Wednesday, August 10, 2011

Again with the basics.

Hello, loyal S&Patrons (like how I did that?).

Looking at the big old grandfather clock in the foyer, I see it's a bit of a late night for your humble pubkeep, which isn't unusual -- if Autumn People aren't generally night people, I'm  a vermicious knid -- but it is a little annoying.

I suppose I shouldn't be all that bothered by being awake. I don't often get to bed much earlier than this.

But the reason I am currently awake and not sleepy is mostly because of a week's worth of an annoying warm-weather cold (oh my! the irritation at that one, ruined all kinds of plans) and because of the recurrence of a nightmare with which I've had a love-hate relationship since I was a very little pubkeep.

OH, I'm not awake from fear. Not really.

I am up with my mind running through other old nightmares, just for the nostalgic fun of reliving them.

Haven't you ever done that?

I have no hang ups about such things. I enjoy talking about what scared me as a kid (isn't that most of what we're all doing with our Hallowe'en Lovin' Ways anyway?), and I'd like to admit a few to all of you.

I'll exact payment for your ridicule when I'm finished...

First up, the very dream I had for the first time in years, but one I've had off and on since early childhood.

There's no real story to this. It's just a sort of mental loop, a perpetual animation of a creepy old thing walking through a long, dimly green decrepit hallway like this...


... and he just keeps opening these doors every twenty paces or so, fumbling through a giant key ring with his bony fingers, opening and closing (with ungodly echoes and creaks) each door, while he cackles and grumbles about something troubling him.

He looks, to the best of my late-night graphics tabletability, a little like this:


I've tried to create this nameless creep many times since childhood, and he never comes out looking like he really looks in the dream. Here, he's nearly cute, an odd little mix of a Mystic from The Dark Crystal and one of the little buggers from Critters. He has gnashing, spiky teeth, wrinkless all over, and wiry hair all shocked out and sweaty. His voice alternates between a high-pitched, creaky whine and a low, gutteral sort of belch.

For some reason, this vision haunted me in a dream when I was little and I not only never forgot it but keep seeing it every once in a great while. Just following this freak as if I were a camera to his lower right, as he walks, gnashes, opens, walks, gnashes, opens... It's dim, dark, echo-ey and very disturbing. Who in Hell is he? What's he doing? Where is it? Will it ever end? Total terror for little me.

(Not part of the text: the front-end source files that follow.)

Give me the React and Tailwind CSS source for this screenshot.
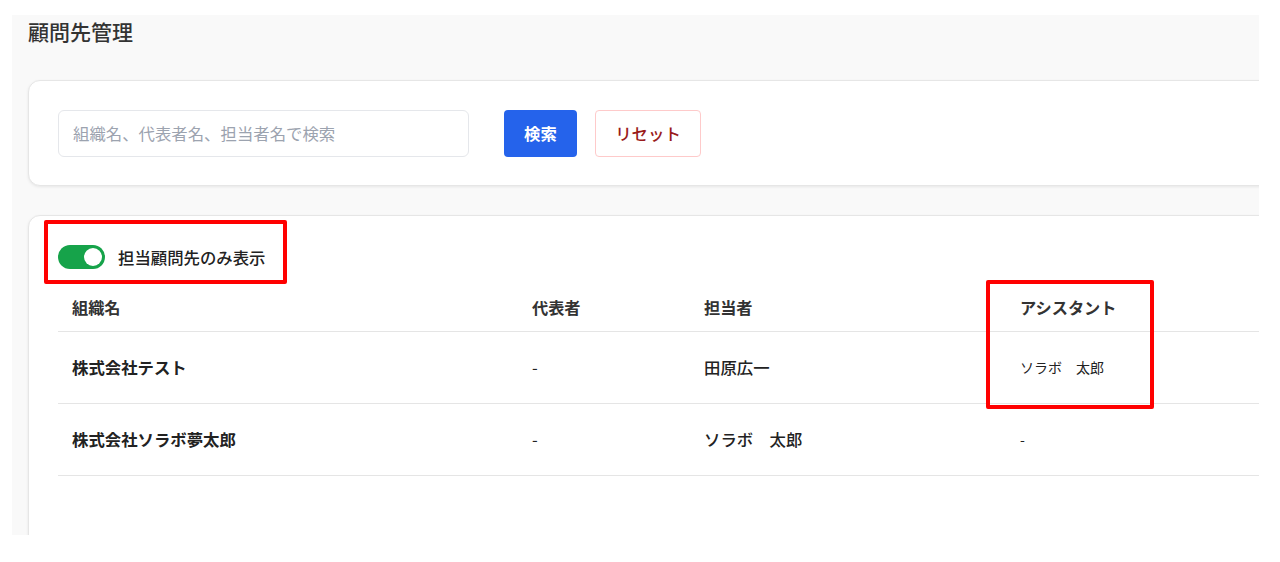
import React from "react";

const font = { fontFamily: '"Noto Sans CJK JP", "Noto Sans", sans-serif' };

export default function App() {
  return (
    <div className="w-full h-[562px] bg-white pt-[15px] pl-[12px]" style={font}>
      <div className="relative w-[1247px] h-[520px] bg-[#f9f9f9] overflow-hidden pl-[16px] pt-[2px]">
        <h1 className="text-[21px] leading-[28px] font-medium text-[#333]">顧問先管理</h1>

        <div className="mt-[35px] w-[1300px] h-[106px] bg-white rounded-[12px] border border-[#e6e6e6] shadow-[0_1px_3px_rgba(0,0,0,0.08)] flex items-center px-[29px]">
          <div className="w-[411px] h-[47px] rounded-[6px] border border-[#e5e7eb] flex items-center px-[14px]">
            <span className="text-[16.4px] text-[#9ca3af]">組織名、代表者名、担当者名で検索</span>
          </div>
          <button className="ml-[35px] w-[73px] h-[47px] rounded-[4px] bg-[#2563eb] text-white text-[16.4px] font-bold">検索</button>
          <button className="ml-[18px] w-[106px] h-[47px] rounded-[4px] border border-[#fecaca] bg-white text-[#991b1b] text-[16.4px] font-medium">リセット</button>
        </div>

        <div className="mt-[29px] w-[1300px] h-[400px] bg-white rounded-[12px] border border-[#e6e6e6] shadow-[0_1px_3px_rgba(0,0,0,0.08)] px-[29px] pt-[29px]">
          <div className="flex items-center h-[24px]">
            <div className="w-[47px] h-[24px] rounded-full bg-[#16a34a] flex items-center justify-end px-[3px]">
              <div className="w-[18px] h-[18px] rounded-full bg-white" />
            </div>
            <span className="ml-[13px] text-[16.4px] font-medium text-[#222]">担当顧問先のみ表示</span>
          </div>

          <div className="mt-[15px]">
            <div className="flex h-[48px] items-center border-b border-[#e5e5e5] text-[16.2px] font-bold text-[#333]">
              <div className="w-[460px] px-[14px]">組織名</div>
              <div className="w-[172px] px-[14px]">代表者</div>
              <div className="w-[316px] px-[14px]">担当者</div>
              <div className="px-[14px]">アシスタント</div>
            </div>
            <div className="flex h-[72px] items-center border-b border-[#e5e5e5] text-[16.4px] text-[#222]">
              <div className="w-[460px] px-[14px] font-bold">株式会社テスト</div>
              <div className="w-[172px] px-[14px]">-</div>
              <div className="w-[316px] px-[14px] font-medium">田原広一</div>
              <div className="px-[14px] text-[14px]">ソラボ　太郎</div>
            </div>
            <div className="flex h-[72px] items-center border-b border-[#e5e5e5] text-[16.4px] text-[#222]">
              <div className="w-[460px] px-[14px] font-bold">株式会社ソラボ夢太郎</div>
              <div className="w-[172px] px-[14px]">-</div>
              <div className="w-[316px] px-[14px] font-medium">ソラボ　太郎</div>
              <div className="px-[14px] text-[14px]">-</div>
            </div>
          </div>
        </div>

        <div className="absolute left-[32px] top-[205px] w-[243px] h-[64px] border-[4px] border-[#ff0000] rounded-[2px]" />
        <div className="absolute left-[974px] top-[265px] w-[168px] h-[129px] border-[4px] border-[#ff0000] rounded-[2px]" />
      </div>
    </div>
  );
}
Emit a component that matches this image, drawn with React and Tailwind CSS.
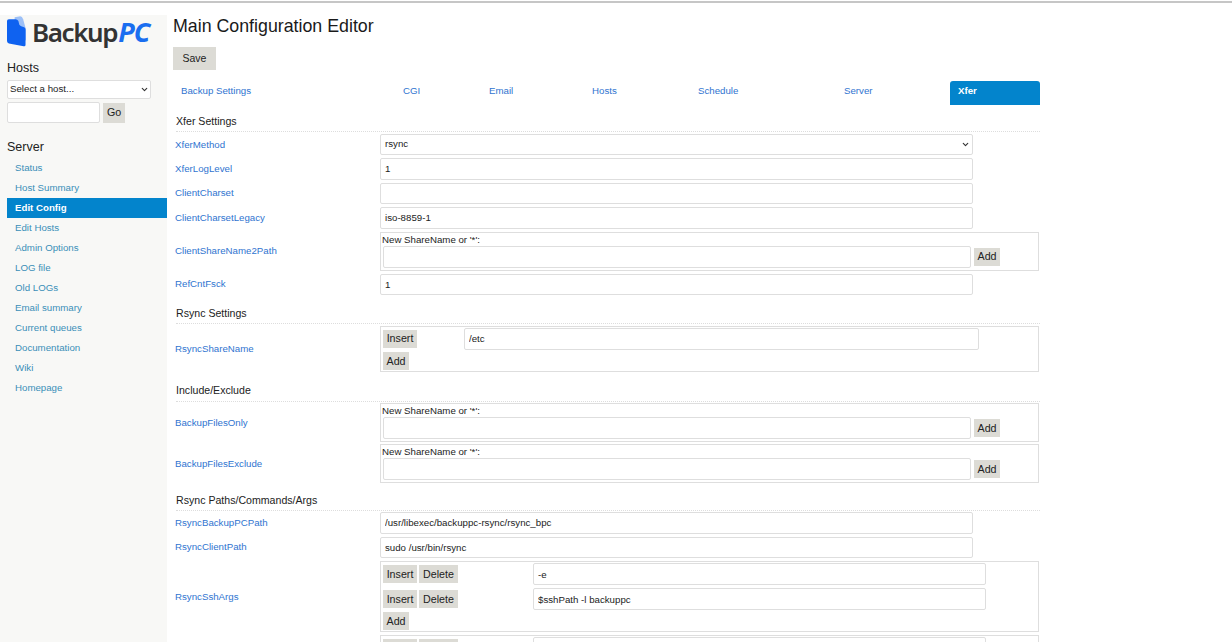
import { ChevronDown } from "lucide-react"

const navLinks = [
    "Status",
    "Host Summary",
    "Edit Config",
    "Edit Hosts",
    "Admin Options",
    "LOG file",
    "Old LOGs",
    "Email summary",
    "Current queues",
    "Documentation",
    "Wiki",
    "Homepage",
]

const tabs = [
    { name: "Backup Settings", width: "w-[222px]" },
    { name: "CGI", width: "w-[86px]" },
    { name: "Email", width: "w-[103px]" },
    { name: "Hosts", width: "w-[106px]" },
    { name: "Schedule", width: "w-[146px]" },
    { name: "Server", width: "w-[114px]" },
]

function Btn({ children, className = "" }) {
    return (
        <button className={`bg-[#dcdbd5] text-[#222] text-[10.7px] h-[18px] px-[3.5px] leading-none ${className}`}>
            {children}
        </button>
    )
}

function TextInput({ value = "", className = "w-[593px] h-[21.5px]" }) {
    return (
        <input
            readOnly
            defaultValue={value}
            className={`border border-[#dedede] rounded-[2px] bg-white px-[4px] text-[9.7px] text-[#222] outline-none ${className}`}
        />
    )
}

function SelectBox({ value, className = "" }) {
    return (
        <div className={`border border-[#dedede] rounded-[2px] bg-white flex items-center justify-between text-[9.7px] text-[#222] ${className}`}>
            <span>{value}</span>
            <ChevronDown size={9} strokeWidth={3} className="text-[#333]" />
        </div>
    )
}

function Section({ title, className = "", pad = "pb-[3px]" }) {
    return (
        <div className={`ml-[3px] w-[864px] border-b border-dotted border-[#dddddd] text-[10.6px] leading-[13px] text-[#222] ${pad} ${className}`}>
            {title}
        </div>
    )
}

function Row({ label, children, className = "" }) {
    return (
        <div className={`flex items-center ${className}`}>
            <a className="ml-[2px] w-[205px] pt-[1px] text-[9.7px] text-[#2f74d0]">{label}</a>
            {children}
        </div>
    )
}

function Box({ children, className = "" }) {
    return <div className={`w-[659px] border border-[#dedede] ${className}`}>{children}</div>
}

function NewShare() {
    return (
        <Box className="h-[39px] pl-[2px]">
            <div className="-ml-[1px] text-[9.7px] leading-[12px] text-[#222] mt-[1px]">New ShareName or '*':</div>
            <div className="flex items-center gap-[3px]">
                <TextInput className="w-[588px] h-[22px]" />
                <Btn>Add</Btn>
            </div>
        </Box>
    )
}

function App() {
    return (
        <div className="h-[642px] w-full overflow-hidden bg-white font-['Liberation_Sans',Arial,sans-serif]">
            <div className="h-[3px] border-b-2 border-[#c6c6c6]"></div>
            <div className="flex mt-[12px]">
                {/* Sidebar */}
                <aside className="w-[167px] h-[627px] bg-[#f8f8f6] pl-[7px] shrink-0">
                    <div className="flex items-center h-[32px]">
                        <svg width="19" height="31" viewBox="0 0 20 32">
                            <path d="M8 1 L14 0 Q16 0 17 3 L20 14 L20 26 L8 10 Z" fill="#9dc0f7" />
                            <path d="M2 3 L9 3 Q11 3 12 5 L13 9 Q13.500 10 15 10.500 L18 11.500 Q19.500 12 19.500 14 L19.500 30 Q19.500 32 17.500 31.500 L2 28.500 Q0 28 0 26 L0 5 Q0 3 2 3 Z" fill="#0f62f0" />
                        </svg>
                        <span className="ml-[6px] mt-[1px] text-[26px] leading-none tracking-[-1.4px] font-semibold text-[#333] font-['Noto_Sans',sans-serif]">Backup</span>
                        <span className="ml-[1px] mt-[1px] text-[27px] leading-none tracking-[-1px] font-bold italic text-[#1a6ef0] font-['Noto_Sans',sans-serif]">PC</span>
                    </div>
                    <h2 className="mt-[14px] text-[12.5px] leading-[14px] text-[#222]">Hosts</h2>
                    <SelectBox value="Select a host..." className="mt-[5px] w-[144px] h-[19px] pl-[2px] pr-[1px]" />
                    <div className="mt-[3px] flex items-center gap-[3px]">
                        <TextInput className="w-[93px] h-[21px]" />
                        <Btn className="h-[20px] px-[4px]">Go</Btn>
                    </div>
                    <h2 className="mt-[17px] text-[12.5px] leading-[14px] text-[#222]">Server</h2>
                    <nav className="mt-[4px]">
                        {navLinks.map((link) => (
                            <div
                                key={link}
                                className={
                                    link === "Edit Config"
                                        ? "h-[20px] pl-[8px] flex items-center text-[9.7px] font-bold text-white bg-[#0384cc]"
                                        : "h-[20px] pl-[8px] flex items-center text-[9.7px] text-[#3a8fb8]"
                                }
                            >
                                {link}
                            </div>
                        ))}
                    </nav>
                </aside>

                {/* Main */}
                <main className="ml-[6px] flex-1">
                    <h1 className="text-[17.8px] leading-[21px] text-[#1a1a1a] mt-[1px]">Main Configuration Editor</h1>
                    <button className="mt-[10px] block bg-[#dcdbd5] text-[#222] text-[10.5px] w-[43px] h-[23px]">Save</button>

                    {/* Tabs */}
                    <div className="mt-[11px] flex h-[24px] text-[9.7px] text-[#2f74d0]">
                        {tabs.map((tab) => (
                            <div key={tab.name} className={`${tab.width} pl-[8px] pt-[4px] leading-[11px]`}>{tab.name}</div>
                        ))}
                        <div className="w-[90px] pl-[8px] pt-[4px] leading-[11px] rounded-t-[3px] bg-[#0384cc] text-white font-bold">Xfer</div>
                    </div>

                    <Section title="Xfer Settings" className="mt-[10px]" />
                    <div className="flex flex-col gap-[3px] mt-[2px]">
                        <Row label="XferMethod">
                            <SelectBox value="rsync" className="w-[593px] h-[21px] pl-[4px] pr-[2px]" />
                        </Row>
                        <Row label="XferLogLevel"><TextInput value="1" /></Row>
                        <Row label="ClientCharset"><TextInput /></Row>
                        <Row label="ClientCharsetLegacy"><TextInput value="iso-8859-1" /></Row>
                        <Row label="ClientShareName2Path"><NewShare /></Row>
                        <Row label="RefCntFsck"><TextInput value="1" /></Row>
                    </div>

                    <Section title="Rsync Settings" className="mt-[12px]" />
                    <div className="mt-[2px]">
                        <Row label="RsyncShareName">
                            <Box className="h-[46px] pl-[2px] pt-[1px]">
                                <div className="flex items-center">
                                    <Btn className="w-[34px]">Insert</Btn>
                                    <TextInput value="/etc" className="ml-[47px] w-[515px] h-[21.5px]" />
                                </div>
                                <Btn className="mt-[2.5px] block">Add</Btn>
                            </Box>
                        </Row>
                    </div>

                    <Section title="Include/Exclude" className="mt-[12px]" pad="pb-[4px]" />
                    <div className="flex flex-col gap-[2px] mt-[1px]">
                        <Row label="BackupFilesOnly"><NewShare /></Row>
                        <Row label="BackupFilesExclude"><NewShare /></Row>
                    </div>

                    <Section title="Rsync Paths/Commands/Args" className="mt-[11px]" />
                    <div className="flex flex-col gap-[3px] mt-[1px]">
                        <Row label="RsyncBackupPCPath"><TextInput value="/usr/libexec/backuppc-rsync/rsync_bpc" /></Row>
                        <Row label="RsyncClientPath"><TextInput value="sudo /usr/bin/rsync" /></Row>
                        <Row label="RsyncSshArgs">
                            <Box className="h-[71px] pl-[2px] pt-[1px]">
                                <div className="flex items-center">
                                    <Btn className="w-[34px]">Insert</Btn>
                                    <Btn className="ml-[2px] w-[39px]">Delete</Btn>
                                    <TextInput value="-e" className="ml-[75px] w-[453px] h-[22px]" />
                                </div>
                                <div className="flex items-center mt-[3px]">
                                    <Btn className="w-[34px]">Insert</Btn>
                                    <Btn className="ml-[2px] w-[39px]">Delete</Btn>
                                    <TextInput value="$sshPath -l backuppc" className="ml-[75px] w-[453px] h-[22px]" />
                                </div>
                                <Btn className="mt-[2px] block">Add</Btn>
                            </Box>
                        </Row>
                        <Row label="">
                            <Box className="h-[71px] pl-[2px] pt-[1px]">
                                <div className="flex items-center">
                                    <Btn className="w-[34px]">Insert</Btn>
                                    <Btn className="ml-[2px] w-[39px]">Delete</Btn>
                                    <TextInput className="ml-[75px] w-[453px] h-[22px]" />
                                </div>
                            </Box>
                        </Row>
                    </div>
                </main>
            </div>
        </div>
    )
}

export default App
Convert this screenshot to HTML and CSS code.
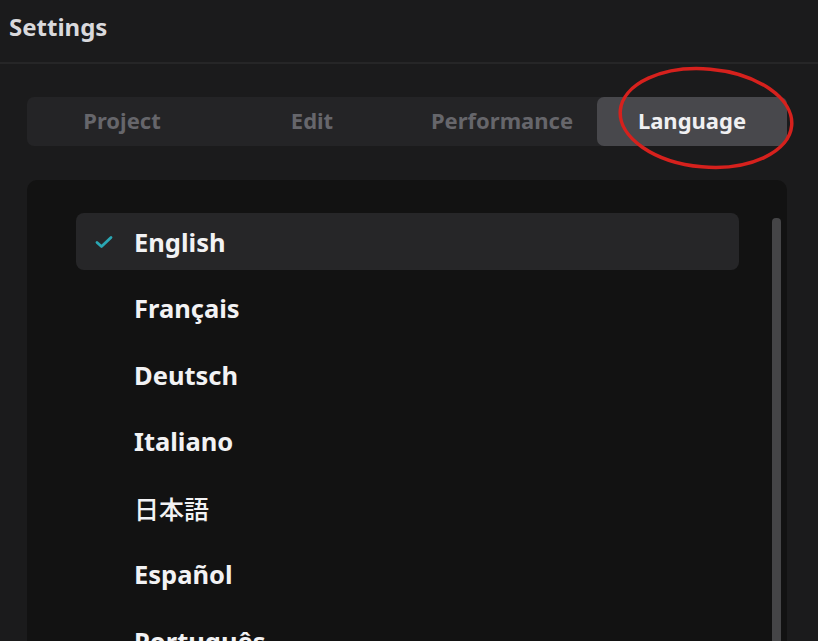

But I think there are a few other concepts that can make me shudder just as I did as a kid, and this is only the most personal (and internal -- I have no idea where it came from but the actual dream doesn't look like anything I've ever seen before).

Another of these notions is the zombie.

No, I loves me my zombies, as you all know very well.

But I always think, in real, real life, if I suddenly stumbled onto this horror one quiet, breezy night...


... I'd really just be frozen with real terror. No music, no sound but the wind. They're just walking, not even making noise. And they're dead. And they want to eat me.

Terror.

Another concept I've previously mentioned as being terrifying to me is Possessed Girl. I addressed it better and more completely in the post I just linked, so you may visit it more fully at your leisure. But the concept still manages to unnerve me.

I have also found, even though it's kind of a rare image, the notion of a headless woman.


I don't know why, but the idea of a woman being headless but still in a dress or walking, or otherwise full of life, just freaks me out just as it did when I was a kid. I remember having a hot, sweaty Summer nightmare about a headless woman in my closet rocking side to side, waiting for me to open the door. Shiver!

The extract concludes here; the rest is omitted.